Les équipes secouristes, créées en 1941, établissent donc l’équilibre hommes-femmes sur le terrain. Elles sont tout à fait représentatives de la Croix-Rouge française née de la guerre. Creuset de la mixité sociale au sein de l’association, elles sont tout aussi exemplaires en termes de mixité des genres. On y retrouve, par exemple pour la période 1975-1985, des proportions quasiment équivalentes, et stables : 55 % d’hommes, 45 % de femmes. Il faut tout de même attendre les années 1970 pour qu’elles puissent troquer leur jupe d’uniforme contre un pantalon. Les femmes restent cependant aujourd’hui majoritaires dans le domaine de l’action sociale.

Elus, élites

De la même façon, les femmes ont pris les commandes des comités locaux dès 1940. La fusion des trois sociétés et la guerre leur ont été, en ce sens, favorables. Cependant plus on monte en responsabilité dans la hiérarchie de la Croix-Rouge, moins les femmes sont représentées. En 1990, en Ile-de-France, 52 % des présidents locaux étaient des présidentes, 25 % seulement des votes départementaux allaient à des femmes présidentes.
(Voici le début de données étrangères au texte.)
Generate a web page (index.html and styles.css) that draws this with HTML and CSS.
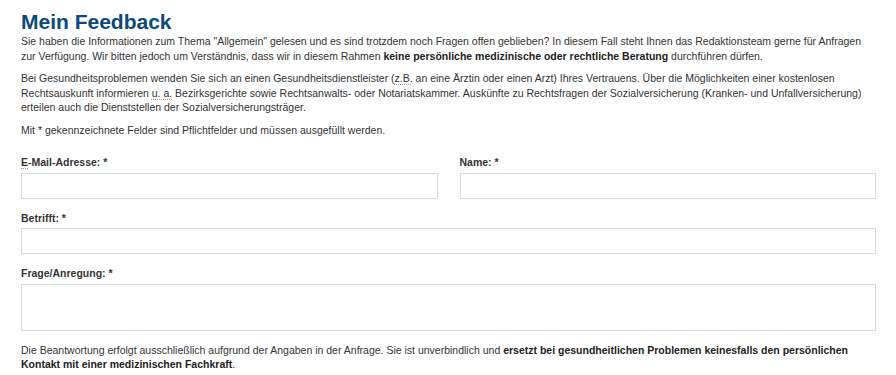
FILE: index.html
```html
<!DOCTYPE html>
<html lang="de">
<head>
  <meta charset="UTF-8">
  <title>Mein Feedback</title>
  <link rel="stylesheet" href="styles.css">
</head>
<body>
  <div class="page">
    <h1>Mein Feedback</h1>

    <p>Sie haben die Informationen zum Thema "Allgemein" gelesen und es sind trotzdem noch Fragen offen geblieben? In diesem Fall steht Ihnen das Redaktionsteam gerne für Anfragen zur Verfügung. Wir bitten jedoch um Verständnis, dass wir in diesem Rahmen <strong>keine persönliche medizinische oder rechtliche Beratung</strong> durchführen dürfen.</p>

    <p>Bei Gesundheitsproblemen wenden Sie sich an einen Gesundheitsdienstleister (<abbr title="zum Beispiel">z.B.</abbr> an eine Ärztin oder einen Arzt) Ihres Vertrauens. Über die Möglichkeiten einer kostenlosen Rechtsauskunft informieren <abbr title="unter anderem">u. a.</abbr> Bezirksgerichte sowie Rechtsanwalts- oder Notariatskammer. Auskünfte zu Rechtsfragen der Sozialversicherung (Kranken- und Unfallversicherung) erteilen auch die Dienststellen der Sozialversicherungsträger.</p>

    <p>Mit * gekennzeichnete Felder sind Pflichtfelder und müssen ausgefüllt werden.</p>

    <form class="feedback-form">
      <div class="row">
        <div class="field">
          <label for="email"><abbr title="Elektronische">E</abbr>-Mail-Adresse: *</label>
          <input type="text" id="email">
        </div>
        <div class="field">
          <label for="name">Name: *</label>
          <input type="text" id="name">
        </div>
      </div>

      <div class="field">
        <label for="subject">Betrifft: *</label>
        <input type="text" id="subject">
      </div>

      <div class="field">
        <label for="message">Frage/Anregung: *</label>
        <textarea id="message"></textarea>
      </div>
    </form>

    <p class="note">Die Beantwortung erfolgt ausschließlich aufgrund der Angaben in der Anfrage. Sie ist unverbindlich und <strong>ersetzt bei gesundheitlichen Problemen keinesfalls den persönlichen Kontakt mit einer medizinischen Fachkraft</strong>.</p>
  </div>
</body>
</html>
```

FILE: styles.css
```css
* {
  box-sizing: border-box;
  margin: 0;
  padding: 0;
}

body {
  font-family: "Liberation Sans", Arial, sans-serif;
  font-size: 10.5px;
  line-height: 14.5px;
  color: #333333;
  background: #ffffff;
}

.page {
  padding: 10px 20px 0 21px;
}

h1 {
  font-size: 21px;
  line-height: 24px;
  font-weight: bold;
  color: #0b4a7a;
}

p {
  margin-bottom: 8px;
}

strong {
  font-weight: bold;
  color: #222222;
}

abbr {
  text-decoration: underline dotted #999999;
  text-underline-offset: 2px;
}

.feedback-form {
  margin-top: 18px;
}

.row {
  display: flex;
  gap: 22px;
}

.row .field {
  flex: 1;
}

.field {
  margin-bottom: 12px;
}

label {
  display: block;
  font-weight: bold;
  color: #333333;
  margin-bottom: 3px;
}

input,
textarea {
  display: block;
  width: 100%;
  height: 26px;
  border: 1px solid #d3dbe2;
  background: #ffffff;
  font-family: inherit;
  font-size: 12px;
  padding: 4px 6px;
  outline: none;
  resize: none;
}

textarea {
  height: 47px;
}

.note {
  margin-top: 11px;
}
```
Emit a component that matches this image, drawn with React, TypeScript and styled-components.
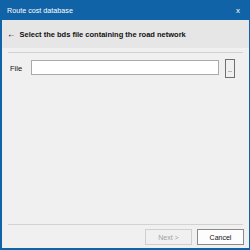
import React from 'react';
import styled, { createGlobalStyle } from 'styled-components';

const GlobalStyle = createGlobalStyle`
  html, body {
    margin: 0;
    padding: 0;
    width: 250px;
    height: 250px;
    overflow: hidden;
    font-family: "Liberation Sans", "Noto Sans", sans-serif;
  }
`;

const Window = styled.div`
  width: 250px;
  height: 250px;
  box-sizing: border-box;
  display: flex;
  flex-direction: column;
  background: #0f63a6;
  padding: 0 1px 2px 2px;
`;

const TitleBar = styled.div`
  height: 20px;
  display: flex;
  align-items: center;
  justify-content: space-between;
  padding: 0 9px 0 5px;
  color: #fff;
  font-size: 7.2px;
`;

const Close = styled.span`
  font-size: 8px;
`;

const Client = styled.div`
  flex: 1;
  display: flex;
  flex-direction: column;
  background: #f0f0f0;
`;

const Header = styled.div`
  height: 28px;
  display: flex;
  align-items: center;
  gap: 4px;
  padding: 0 5px;
  background: #e6e6e6;
  font-size: 7.5px;
  font-weight: bold;
  color: #111;
  white-space: nowrap;
`;

const Arrow = styled.span`
  font-size: 8.5px;
`;

const Separator = styled.div<{ top: number }>`
  height: 1px;
  margin: ${(p) => p.top}px 6px 0 6px;
  background: #d2d2d2;
`;

const Body = styled.div`
  flex: 1;
  padding: 6px 13px 0 8px;
`;

const Row = styled.div`
  display: flex;
  align-items: flex-start;
`;

const Label = styled.span`
  width: 21px;
  margin-top: 5px;
  font-size: 7.5px;
  color: #111;
`;

const FileInput = styled.div`
  width: 186px;
  height: 13px;
  margin-top: 1px;
  background: #fff;
  border: 1px solid #a9a9a9;
`;

const Browse = styled.div`
  margin-left: 6px;
  width: 10px;
  height: 19px;
  box-sizing: border-box;
  border: 1px solid #707070;
  background: #f0f0f0;
  font-size: 7px;
  display: flex;
  align-items: center;
  justify-content: center;
  padding-top: 2px;
  color: #222;
`;

const Footer = styled.div`
  display: flex;
  justify-content: flex-end;
  gap: 5px;
  padding: 4px 5px 3px 0;
`;

const Button = styled.div<{ disabled?: boolean }>`
  width: 45px;
  height: 14px;
  display: flex;
  align-items: center;
  justify-content: center;
  font-size: 7px;
  background: ${(p) => (p.disabled ? '#f0f0f0' : '#fdfdfd')};
  color: ${(p) => (p.disabled ? '#a0a0a0' : '#111')};
  border: 1px solid ${(p) => (p.disabled ? '#cfcfcf' : '#8a8a8a')};
`;

const App = () => {
  return (
    <>
      <GlobalStyle />
      <Window>
        <TitleBar>
          <span>Route cost database</span>
          <Close>x</Close>
        </TitleBar>
        <Client>
          <Header>
            <Arrow>←</Arrow>
            <span>Select the bds file containing the road network</span>
          </Header>
          <Separator top={4} />
          <Body>
            <Row>
              <Label>File</Label>
              <FileInput />
              <Browse>..</Browse>
            </Row>
          </Body>
          <Separator top={0} />
          <Footer>
            <Button disabled>Next &gt;</Button>
            <Button>Cancel</Button>
          </Footer>
        </Client>
      </Window>
    </>
  );
};

export default App;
Au niveau national, sur les 17 présidents qui se sont succédés depuis 1940, une seule femme a été élue (Georgina Dufoix 1989-1991), et quatre vice-présidentes (Inès Lyautey (1940), Mme Fardel (1989), Caroline Cross, et Caroline Cussac.

Si le conseil d’administration est resté exclusivement masculin durant la guerre, le retour à la paix l’a ouvert aux femmes. Mais la proportion de leur représentation ne variera guère les décennies suivantes, entre 20 et 30 % des membres en moyenne :

  • 1957 : 34 membres, dont 7 femmes

  • 1968 : 40 membres, dont 7 femmes

  • 1993 : 43 membres, dont 10 femmes

  • 2011 : 40 membres, dont 8 femmes

  • 2021 : 31 membres, dont 9 femmes

Hommes et femmes se confondent aujourd’hui dans la même approche de l’engagement. Le gouffre social qui séparait hier les bénévoles et donateurs des bénéficiaires s’est considérablement réduit, jusqu’à disparaître. On croise aujourd’hui des bénéficiaires de l’action sociale devenus bénévoles, ce qui était inenvisageable dans les années 1970.